2. Pollo a la Brasa — Peru

Peru's national obsession. A whole chicken is marinated in a blend that typically includes soy sauce, lime juice, garlic, cumin, and a mix of Peruvian spices, then slow-roasted on a rotisserie over charcoal. The skin turns an extraordinary deep mahogany. Served with fries and a green herb sauce (ají verde), it's one of the great street food experiences in the world.

3. Coq au Vin — France

A cornerstone of French country cooking. Chicken pieces are braised long and slowly in red wine with mushrooms, pearl onions, lardons, and herbs until the meat falls from the bone and the sauce becomes thick, glossy, and impossibly deep in flavour. Originally a way to tenderise old, tough roosters, it has become one of France's most celebrated comfort dishes.

4. Hainanese Chicken Rice — Singapore / Malaysia

Deceptively simple, endlessly refined. A whole chicken is poached gently in a flavoured broth until just cooked — silky, pale, and impossibly tender. The poaching liquid is then used to cook jasmine rice, infusing it with chicken flavour. Served with ginger-scallion sauce and chilli sauce, this dish is considered a national dish of Singapore despite its Chinese origins.

5. Yakitori — Japan

Skewered chicken grilled over charcoal — but the simplicity is deceptive. Every part of the chicken is used: breast, thigh, liver, heart, skin, and cartilage, each seasoned differently. The tare (a sweet soy-based glaze) is built up through repeated brushing and grilling. Yakitori is as much a ritual as a meal, best experienced at a dedicated yakitori bar with cold beer.

6. Jerk Chicken — Jamaica

A marinade of scotch bonnet peppers, allspice, thyme, garlic, and ginger penetrates the chicken deeply before it's grilled — ideally over pimento wood, which gives an irreplaceable smoky undertone. The heat is fierce, balanced by sweetness and earthiness. Jerk is both a seasoning and a cooking technique, with roots in the Maroon communities of the Jamaican interior.

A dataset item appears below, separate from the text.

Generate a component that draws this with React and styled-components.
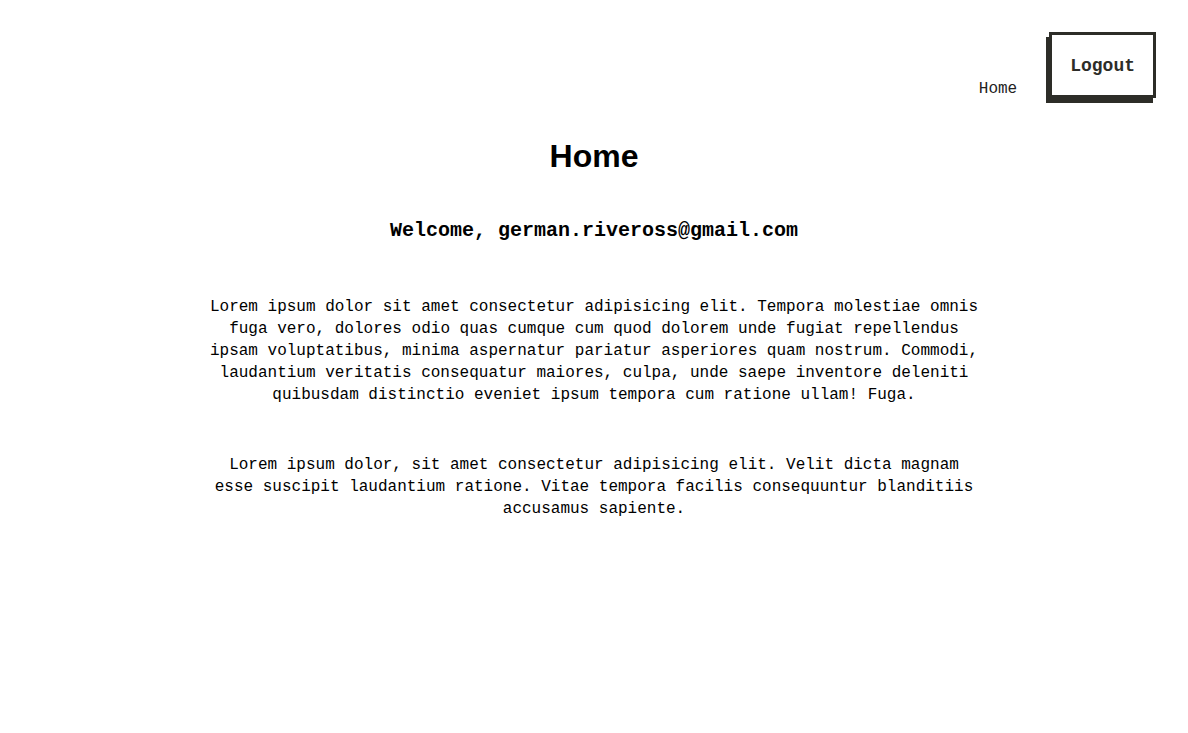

7. Chicken Tikka Masala — UK / India

Often cited as the United Kingdom's most popular dish, chicken tikka masala takes Indian-spiced grilled chicken and finishes it in a creamy, tomato-based sauce. Its exact origins are debated — some claim Glasgow, others say it evolved from Indian restaurant cooking adapted for British tastes. Regardless, it is a genuinely delicious dish that has earned its global status.

8. Dakgalbi — South Korea

Spicy stir-fried chicken marinated in gochujang (Korean chilli paste), garlic, ginger, and soy sauce, cooked on a large flat griddle with sweet potato, cabbage, and rice cakes. Often cooked table-side, dakgalbi is a communal, hands-on, intensely flavourful experience. It originates from the city of Chuncheon and remains one of Korea's most beloved street food dishes.

A World on a Plate

These eight dishes represent just a fraction of what humanity has done with chicken. Each reflects the local spices, cooking tools, cultural rituals, and culinary philosophies of its home. Exploring them is one of the most delicious ways to understand how we are all, despite our differences, united by the humble chicken.